HC Deb 19 October 1988 vol 138 cc878-9
6. Mr. Bowis

To ask the Secretary of State for Foreign and Commonwealth Affairs when he next intends to visit Zimbabwe; and what subjects he proposes to discuss.

Mrs. Chalker

My right hon. and learned Friend has no plans, at the present time, to visit Zimbabwe.

Mr. Bowis

When my right hon. Friend manages to get to Zimbabwe, will she remind Mr. Mugabe of the Pope's visit to that country, when he called for apartheid to be ended, not by sanctions and boycott, but by constructive discussion and pressures? Will my right hon. Friend also remind Mr. Mugabe of the recent visit to Harare of the South African white and black rugby organisers and express the hope that the conclusions that have come from those discussons are the way forward? Does she agree that Zimbabwe, the Western world and Africa should respond, when such progress is made towards ending apartheid, by welcoming the South Africans back into the international fold?

Mrs. Chalker

When I next see President Mugabe I shall most certainly point out the importance of what the Pope said, and far more was said on that issue than was probably published in British newspapers. It is only through constructive discussion that apartheid will be brought to an end and a representative system of non-racial government effected in South Africa.

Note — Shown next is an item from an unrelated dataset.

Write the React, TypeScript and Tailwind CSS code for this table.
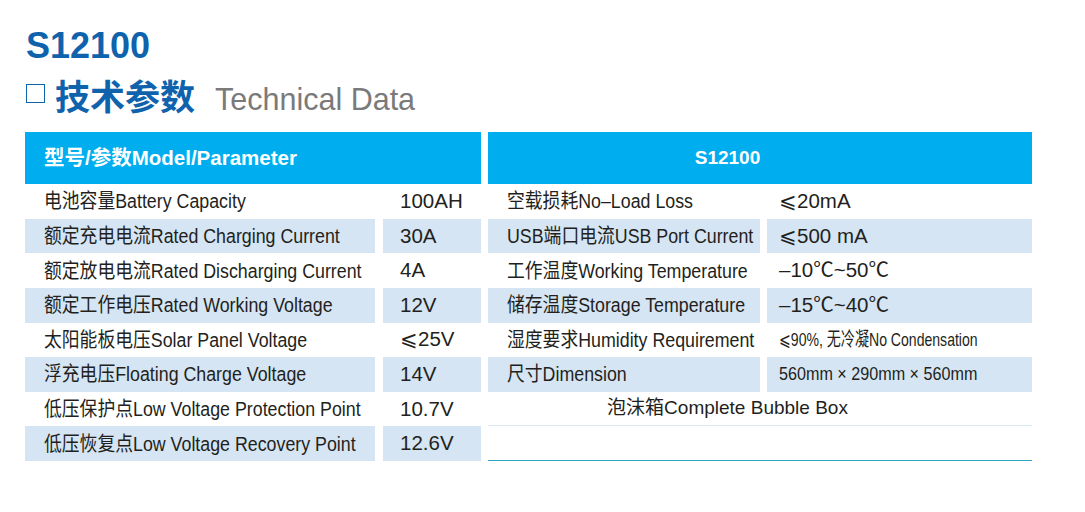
const leftRows = [
  ["电池容量Battery Capacity", "100AH"],
  ["额定充电电流Rated Charging Current", "30A"],
  ["额定放电电流Rated Discharging Current", "4A"],
  ["额定工作电压Rated Working Voltage", "12V"],
  ["太阳能板电压Solar Panel Voltage", "⩽25V"],
  ["浮充电压Floating Charge Voltage", "14V"],
  ["低压保护点Low Voltage Protection Point", "10.7V"],
  ["低压恢复点Low Voltage Recovery Point", "12.6V"],
];

const rightRows = [
  ["空载损耗No–Load Loss", "⩽20mA", ""],
  ["USB端口电流USB Port Current", "⩽500 mA", ""],
  ["工作温度Working Temperature", "–10℃~50℃", ""],
  ["储存温度Storage Temperature", "–15℃~40℃", ""],
  ["湿度要求Humidity Requirement", "⩽90%, 无冷凝No Condensation", "narrow"],
  ["尺寸Dimension", "560mm × 290mm × 560mm", "dim"],
];

const font = "font-['Liberation_Sans','Noto_Sans_CJK_SC',sans-serif]";

// labels in the source use a condensed face, so squeeze them a little
function Label({ text }: { text: string }) {
  return (
    <span className="inline-block origin-left scale-x-[0.89] text-[20px] leading-none whitespace-nowrap">
      {text}
    </span>
  );
}

export default function App() {
  return (
    <div className={`w-[1085px] h-[512px] bg-white ${font} text-[#231f20]`}>
      <div className="pl-[26px] pt-[28px]">
        <h1 className="text-[36px] leading-none font-bold text-[#0f63ad]">S12100</h1>
        <div className="flex items-baseline mt-[16px] h-[40px]">
          <span className="inline-block w-[19px] h-[19px] border-[1.5px] border-[#0f63ad] mr-[10px] self-start mt-[4px]" />
          <span className="text-[35px] leading-none font-bold text-[#0f63ad]">技术参数</span>
          <span className="ml-[20px] text-[30.5px] leading-none text-[#7a7a7a]">Technical Data</span>
        </div>
      </div>

      <div className="flex mt-[12px] pl-[25px] gap-[7px]">
        {/* left table */}
        <div className="w-[456px]">
          <div className="h-[52px] bg-[#00aeef] flex items-center pl-[19px] text-white font-bold text-[20.5px]">
            型号/参数Model/Parameter
          </div>
          {leftRows.map(([label, value], i) => (
            <div key={label} className="flex gap-[8px] h-[34.625px]">
              <div
                className={`w-[350px] flex items-center pl-[19px] ${
                  i % 2 ? "bg-[#d5e5f3]" : "bg-white"
                }`}
              >
                <Label text={label} />
              </div>
              <div
                className={`flex-1 flex items-center pl-[17px] text-[20.5px] ${
                  i % 2 ? "bg-[#d5e5f3]" : "bg-white"
                }`}
              >
                {value}
              </div>
            </div>
          ))}
        </div>

        {/* right table */}
        <div className="w-[544px]">
          <div className="h-[52px] bg-[#00aeef] flex items-center justify-center pr-[65px] text-white font-bold text-[19px]">
            S12100
          </div>
          {rightRows.map(([label, value, kind], i) => (
            <div key={label} className="flex gap-[7px] h-[34.625px]">
              <div
                className={`w-[272px] flex items-center pl-[19px] ${
                  i % 2 ? "bg-[#d5e5f3]" : "bg-white"
                }`}
              >
                <Label text={label} />
              </div>
              <div
                className={`flex-1 flex items-center pl-[12px] whitespace-nowrap ${
                  i % 2 ? "bg-[#d5e5f3]" : "bg-white"
                }`}
              >
                {kind === "narrow" ? (
                  <span className="inline-block origin-left scale-x-[0.74] text-[19px]">{value}</span>
                ) : kind === "dim" ? (
                  <span className="inline-block origin-left scale-x-[0.85] text-[19px]">{value}</span>
                ) : (
                  <span className="text-[20.5px]">{value}</span>
                )}
              </div>
            </div>
          ))}
          <div className="h-[34.625px] flex items-center justify-center pr-[65px] text-[19px] border-b border-[#dbe9f2]">
            泡沫箱Complete Bubble Box
          </div>
          <div className="h-[34.625px] border-b-[1.5px] border-[#2ea3c4]" />
        </div>
      </div>
    </div>
  );
}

Although I welcome the reports of the meeting of the South African rugby board with various people in Harare, it would be premature to speculate about a change of policy. If the press reports that we have seen are confirmed, I shall agree with my hon. Friend that that change of policy is a worthwhile step in the long progress towards genuine non-racialism in sport in South Africa. We hope sincerely that that will happen.

Mr. Roger King

When my right hon. Friend goes to Zimbabwe, will she ensure that she takes with her—and does not leave any behind—some photographs that she can give to the Zimbabwean Government of notable members of our own political system, so that unfortunate incidents such as the one earlier in the year, when the Leader of Her Majesty's Opposition was not known, can be avoided?

Mrs. Chalker

I would recommend to the Zimbabweans that they should have an excellent book such as The Times "Guide to the House of Commons", so that they can recognise hon. Members. In case that is not ready in time, I shall see about a scrapbook that features photographs of members of the Opposition Front Bench.